Décidément, les lendemains de Fêtes, ce n’est pas mon truc ! Il y a 4 ans, je percutais un OFNI le 2 janvier et là j’ai un nouveau souci hydraulique le lendemain de Noël. J’en rigole, mais ce nouveau coup dur n’a pas été simple à surmonter. J’ai passé les mains dans l’huile de 4 à 17h (heure française), un peu au bout de ma vie, à craindre de devoir faire une escale technique, ou pire… 

Je ne pouvais plus penduler ma quille, donc on a eu peur que le vérin ait pris un coup. Si c’était ça, c’était la merde, car ça voulait dire que le deuxième n’allait pas tarder à lâcher aussi à force d’encaisser tout seul tous les efforts. Il a donc fallu mettre la course entre parenthèses pour trouver, vite, une solution. Vite, parce que j’étais en train d’entrer dans le Pacifique, bientôt au beau milieu de nulle part et que ça aurait été un peu chaud de traverser le plus grand océan du monde avec un seul vérin et la quille dans l’axe… Surtout que ce n’était pas juste le Pacifique à traverser, mais bien un demi tour du monde à boucler. 

Mon équipe à terre s’est tout de suite mise en mode « crise » pour m’aider à identifier le problème et trouver une solution. Au-delà d’être d’une redoutable efficacité technique, en concertation avec le constructeur des vérins, ils ont su m’épauler et me donner la force de tenir bon. Un grand merci.à Cyril mon Boat Captain et à Michel de chez Hydroem. Car à force de rebooter le système hydraulique et d’essayer encore et encore de ré-enclencher le quillage, j’ai fini par faire re-fonctionner tout ça, d’abord lentement puis de plus en plus rapidement. J’ai attendu quelques heures de voir si la quille restait en place, sans perdre de pression et ça a bien tenu. Il a fallu ensuite reprendre confiance dans tout ce système avant de ré-attaquer sereinement. J’ai eu un gros moment de doute, ça fait quand même deux soucis du même genre depuis le départ et je ne suis qu’à la moitié du chemin… J’aimerais bien savoir d’où ça peut venir. Pour être honnête, j’ai un peu peur que ça foire encore et la route est encore très longue, avec de belles dépressions qui m’attendent donc pas envie que ça m’arrive dans 50 noeuds.
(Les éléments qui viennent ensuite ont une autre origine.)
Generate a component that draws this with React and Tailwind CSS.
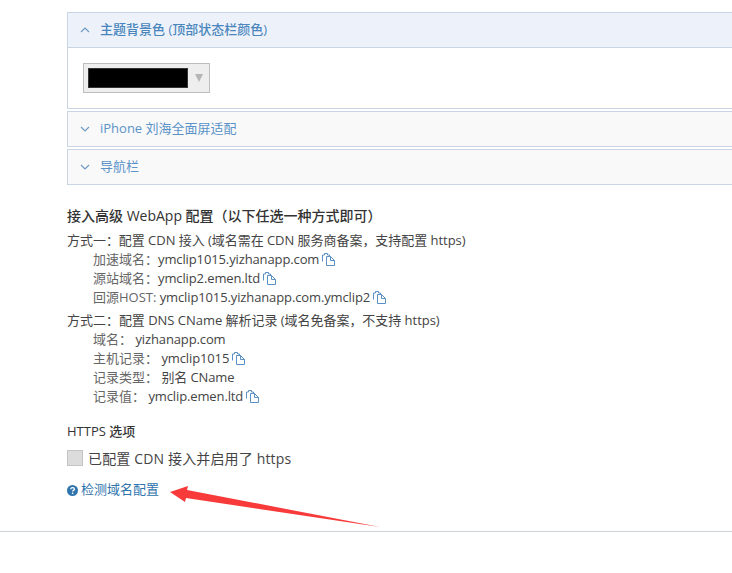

J’en suis presque venu à regretter le système de palans de Superbigou ! C’était physique mais au moins c’était fiable ! 

C’était moins dangereux que de changer mon safran en 2016 mais je n’ai quand même pas fait le malin. Il m’a donc fallu quelques temps pour me remettre de cette journée chargée en émotion, surtout que j’ai eu droit à une deuxième journée de travail à tout nettoyer. C’était de nouveau l’horreur dans le bateau : de l’huile partout, le fond et le plafond du puits de quille brille tellement que je me vois dedans ! On aurait dit un bateau de pêche… La Fabrique avait une nouvelle âme, une espèce de cachet des années 1900. Ce n’était plus possible ! J’en ai profité pour me laver la barbe et les cheveux car j’avais moi aussi de l’huile partout. Je ne suis pas sûr de ne plus du tout en avoir mais c’est un début ! C’est important de prendre soin du bonhomme, ça fait du bien aussi. 

Derrière c’est revenu fort, en plus de ma pause technique, j’ai de moins en moins de vent quand ils en avaient de plus en plus. Il y a de fortes chances qu’ils reviennent à mon niveau mais c’est comme ça. De toute façon, je vais me faire bloquer devant donc même si j’allais à 35 noeuds ça ne changerait rien. 

Le moral reste bon, stable, malgré la fatigue et l’énergie dépensée. Je pense que j'ai eu une (longue) mauvaise phase en première partie de course, mais aujourd'hui je me suis fait une raison. Et je suis simplement heureux d’être encore en course. Donc tant pis pour le classement, je dois naviguer proprement jusqu'à la fin et profiter de chaque instant de cette merveilleuse aventure.